### [TO DO]
Reproduce the listing below word for word, with no pictures.

### [SOURCE EXCERPT]
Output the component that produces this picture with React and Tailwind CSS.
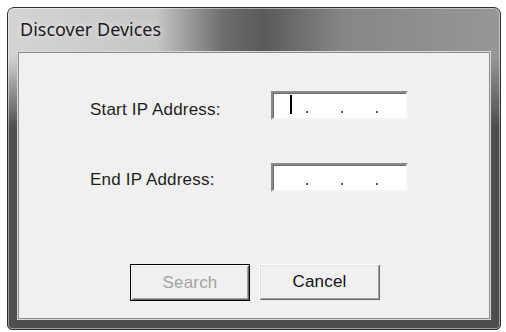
export default function App() {
  return (
    <div className="w-[506px] h-[332px] bg-white pl-[7px] pt-[7px] font-['Liberation_Sans',Arial,sans-serif]">
      <div className="w-[494px] h-[323px] flex flex-col rounded-t-[7px] rounded-b-[5px] border border-[#2e2e2e] shadow-[inset_0_0_0_1px_rgba(255,255,255,0.45)] bg-[linear-gradient(180deg,transparent_0px,transparent_48px,#4e4e4e_120px),linear-gradient(90deg,#d4d4d4_0%,#c6c6c6_30%,#6c6c6c_44%,#5a5a5a_52%,#868686_68%,#979797_100%)]">
        {/* title */}
        <div className="h-[44px] pl-[12px] pt-[11px] text-[18px] leading-[20px] text-[#1b1b1b] font-['Noto_Sans',sans-serif] [text-shadow:0_0_6px_rgba(255,255,255,0.8)]">
          Discover Devices
        </div>

        {/* client area */}
        <div className="mx-[10px] mb-[10px] flex-1 bg-[#f0f0f0] border border-[#8c8c8c] shadow-[0_0_0_1px_#d9d9d9] flex flex-col text-[17px] leading-[20px] text-[#1e1e1e] tracking-[0.2px]">
          <div className="mt-[38px] flex items-start">
            <span className="ml-[71px] mt-[9px] w-[181px]">Start IP Address:</span>
            <IpBox caret />
          </div>
          <div className="mt-[43px] flex items-start">
            <span className="ml-[71px] mt-[7px] w-[181px]">End IP Address:</span>
            <IpBox />
          </div>

          <div className="mt-[72px] ml-[111px] flex gap-[9px]">
            <button className="w-[120px] h-[37px] border border-black bg-[#f0f0f0] text-[#a3a3a3] shadow-[inset_1px_1px_0_#ffffff,inset_-1px_-1px_0_#696969,inset_2px_2px_0_#e3e3e3,inset_-2px_-2px_0_#a0a0a0]">
              Search
            </button>
            <button className="w-[121px] h-[36px] bg-[#f0f0f0] text-[#111] shadow-[inset_1px_1px_0_#ffffff,inset_-1px_-1px_0_#696969,inset_2px_2px_0_#e3e3e3,inset_-2px_-2px_0_#a0a0a0]">
              Cancel
            </button>
          </div>
        </div>
      </div>
    </div>
  );
}

function IpBox({ caret }) {
  return (
    <div className="w-[137px] h-[29px] bg-white border-2 border-t-[#8a8a8a] border-l-[#8a8a8a] border-r-[#f4f4f4] border-b-[#f4f4f4] shadow-[inset_1px_1px_0_#6c6c6c] flex items-start">
      <div className="w-[33px] h-full pl-[17px] pt-[2px]">
        {caret && <div className="w-[2px] h-[19px] bg-black" />}
      </div>
      <Dot />
      <div className="w-[33px]" />
      <Dot />
      <div className="w-[33px]" />
      <Dot />
    </div>
  );
}

function Dot() {
  return <div className="w-[2px] h-[2px] mt-[18px] bg-[#5a5a5a]" />;
}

### [TASK OUTPUT]
Output the component that produces this picture with React and Tailwind CSS.
export default function App() {
  return (
    <div className="w-[506px] h-[332px] bg-white pl-[7px] pt-[7px] font-['Liberation_Sans',Arial,sans-serif]">
      <div className="w-[494px] h-[323px] flex flex-col rounded-t-[7px] rounded-b-[5px] border border-[#2e2e2e] shadow-[inset_0_0_0_1px_rgba(255,255,255,0.45)] bg-[linear-gradient(180deg,transparent_0px,transparent_48px,#4e4e4e_120px),linear-gradient(90deg,#d4d4d4_0%,#c6c6c6_30%,#6c6c6c_44%,#5a5a5a_52%,#868686_68%,#979797_100%)]">
        {/* title */}
        <div className="h-[44px] pl-[12px] pt-[11px] text-[18px] leading-[20px] text-[#1b1b1b] font-['Noto_Sans',sans-serif] [text-shadow:0_0_6px_rgba(255,255,255,0.8)]">
          Discover Devices
        </div>

        {/* client area */}
        <div className="mx-[10px] mb-[10px] flex-1 bg-[#f0f0f0] border border-[#8c8c8c] shadow-[0_0_0_1px_#d9d9d9] flex flex-col text-[17px] leading-[20px] text-[#1e1e1e] tracking-[0.2px]">
          <div className="mt-[38px] flex items-start">
            <span className="ml-[71px] mt-[9px] w-[181px]">Start IP Address:</span>
            <IpBox caret />
          </div>
          <div className="mt-[43px] flex items-start">
            <span className="ml-[71px] mt-[7px] w-[181px]">End IP Address:</span>
            <IpBox />
          </div>

          <div className="mt-[72px] ml-[111px] flex gap-[9px]">
            <button className="w-[120px] h-[37px] border border-black bg-[#f0f0f0] text-[#a3a3a3] shadow-[inset_1px_1px_0_#ffffff,inset_-1px_-1px_0_#696969,inset_2px_2px_0_#e3e3e3,inset_-2px_-2px_0_#a0a0a0]">
              Search
            </button>
            <button className="w-[121px] h-[36px] bg-[#f0f0f0] text-[#111] shadow-[inset_1px_1px_0_#ffffff,inset_-1px_-1px_0_#696969,inset_2px_2px_0_#e3e3e3,inset_-2px_-2px_0_#a0a0a0]">
              Cancel
            </button>
          </div>
        </div>
      </div>
    </div>
  );
}

function IpBox({ caret }) {
  return (
    <div className="w-[137px] h-[29px] bg-white border-2 border-t-[#8a8a8a] border-l-[#8a8a8a] border-r-[#f4f4f4] border-b-[#f4f4f4] shadow-[inset_1px_1px_0_#6c6c6c] flex items-start">
      <div className="w-[33px] h-full pl-[17px] pt-[2px]">
        {caret && <div className="w-[2px] h-[19px] bg-black" />}
      </div>
      <Dot />
      <div className="w-[33px]" />
      <Dot />
      <div className="w-[33px]" />
      <Dot />
    </div>
  );
}

function Dot() {
  return <div className="w-[2px] h-[2px] mt-[18px] bg-[#5a5a5a]" />;
}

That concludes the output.